Sono proprio queste cose che ti danno la carica, perché quando qualcuno o qualcosa ti dice che "non puoi", allora è bello rispondere "io voglio"
Perché non devono essere gli altri, la vita, la sfiga, il destino o chissà quale altra scusa a decidere quando smettere. Che sia un legamento crociato, un tendine o un muscolo che si spacca, lo decidiamo solo noi. Padroni di noi stessi.
E' più facile capire queste sensazioni se hai fatto sport, al massimo lo segui bene, e sai cosa significa passare attraverso operazioni, gessi, immobilità, riabilitazione, vedere gli altri gareggiare mentre tu stai fermo. 

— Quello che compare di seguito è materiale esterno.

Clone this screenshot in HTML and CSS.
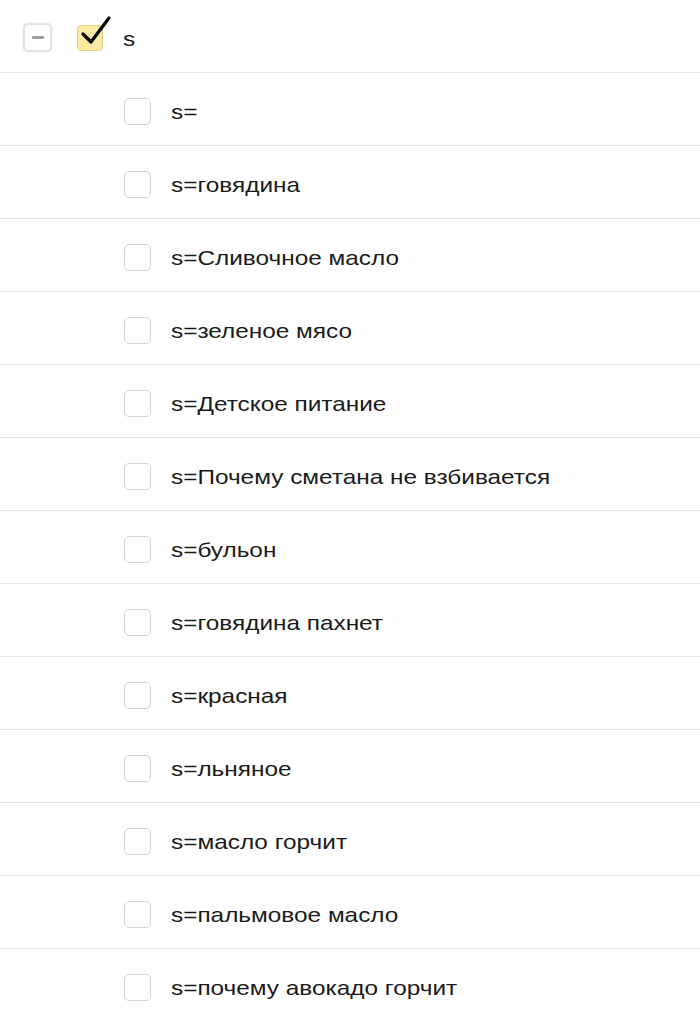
FILE: index.html
```html
<!DOCTYPE html>
<html>
<head>
<meta charset="utf-8">
<link rel="stylesheet" href="styles.css">
</head>
<body>
<div class="tree">
  <div class="row head">
    <span class="box minus"><span class="bar"></span></span>
    <span class="box checked">
      <svg class="tick" width="34" height="34" viewBox="0 0 34 34"><path d="M4 19 L12 27 L30 3" fill="none" stroke="#000" stroke-width="3.2" stroke-linecap="round" stroke-linejoin="round"/></svg>
    </span>
    <span class="label">s</span>
  </div>
  <div class="row child"><span class="box empty"></span><span class="label">s=</span></div>
  <div class="row child"><span class="box empty"></span><span class="label">s=говядина</span></div>
  <div class="row child"><span class="box empty"></span><span class="label">s=Сливочное масло</span></div>
  <div class="row child"><span class="box empty"></span><span class="label">s=зеленое мясо</span></div>
  <div class="row child"><span class="box empty"></span><span class="label">s=Детское питание</span></div>
  <div class="row child"><span class="box empty"></span><span class="label">s=Почему сметана не взбивается</span></div>
  <div class="row child"><span class="box empty"></span><span class="label">s=бульон</span></div>
  <div class="row child"><span class="box empty"></span><span class="label">s=говядина пахнет</span></div>
  <div class="row child"><span class="box empty"></span><span class="label">s=красная</span></div>
  <div class="row child"><span class="box empty"></span><span class="label">s=льняное</span></div>
  <div class="row child"><span class="box empty"></span><span class="label">s=масло горчит</span></div>
  <div class="row child"><span class="box empty"></span><span class="label">s=пальмовое масло</span></div>
  <div class="row child"><span class="box empty"></span><span class="label">s=почему авокадо горчит</span></div>
</div>
</body>
</html>
```
FILE: styles.css
```css
html, body {
  margin: 0;
  padding: 0;
  background: #fff;
}
body {
  font-family: "Liberation Sans", Arial, sans-serif;
  color: #1a1a1a;
  overflow: hidden;
}
.tree {
  display: flex;
  flex-direction: column;
}
.row {
  display: flex;
  align-items: center;
  height: 72px;
  box-sizing: border-box;
  padding-top: 4px;
  border-bottom: 1px solid #e6e6e6;
  box-sizing: content-box;
}
.row {
  height: 68px;
}
.head {
  padding-left: 23px;
  padding-top: 3px;
  height: 69px;
}
.child {
  padding-left: 124px;
}
.box {
  display: inline-flex;
  align-items: center;
  justify-content: center;
  box-sizing: border-box;
  flex: none;
  position: relative;
}
.minus {
  width: 29px;
  height: 29px;
  border: 2px solid #e2e2e2;
  border-radius: 5px;
  box-shadow: 0 0 2px rgba(0,0,0,0.12);
}
.bar {
  width: 12px;
  height: 3px;
  background: #9e9e9e;
  border-radius: 1px;
}
.checked {
  width: 26px;
  height: 26px;
  margin-left: 25px;
  background: #fdeaa3;
  border: 1px solid #e3cf86;
  border-radius: 4px;
}
.tick {
  position: absolute;
  left: 1px;
  top: -11px;
}
.empty {
  width: 27px;
  height: 27px;
  border: 1px solid #d3d3d3;
  border-radius: 5px;
}
.label {
  display: inline-block;
  font-size: 21px;
  line-height: 24px;
  margin-left: 20px;
  margin-top: 2px;
  white-space: nowrap;
  transform: scaleX(1.16);
  transform-origin: left center;
}
```
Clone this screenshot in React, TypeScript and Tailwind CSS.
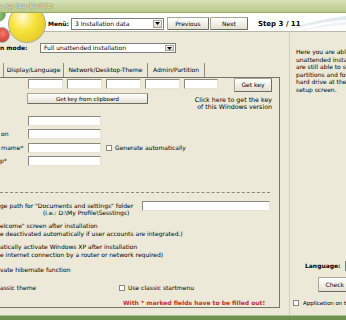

Provate a immaginare l'atleta che vive in preparazione al mondiale o all'Olimpiade. Duro lavoro per 4 anni. E poco prima, crack, si spezza un tendine. E quei 4 anni precedenti di lavoro duro sono stati inutili, perché l'obiettivo diventa all'improvviso irraggiungibile. E nel migliore dei casi, ti rimetti a lavorare per i prossimi 4 anni. Più forte di prima. Perché se lo sconforto non divora l'atleta, è la voglia di rivalsa che lo spinge, di tornare a saltare, correre volteggiare, in pista nel tappeto. Una motivazione grande così. 

A distanza di ore continuo a guardare i video ti Tamberi, Jacobs e Ferrari e non smetto di emozionarmi.
Non è solo sport. C'è un mondo di fatica, sacrifici, fame, sudore e dannazione per arrivare alla redenzione.

Bravi ragazzi e grazie per le emozioni.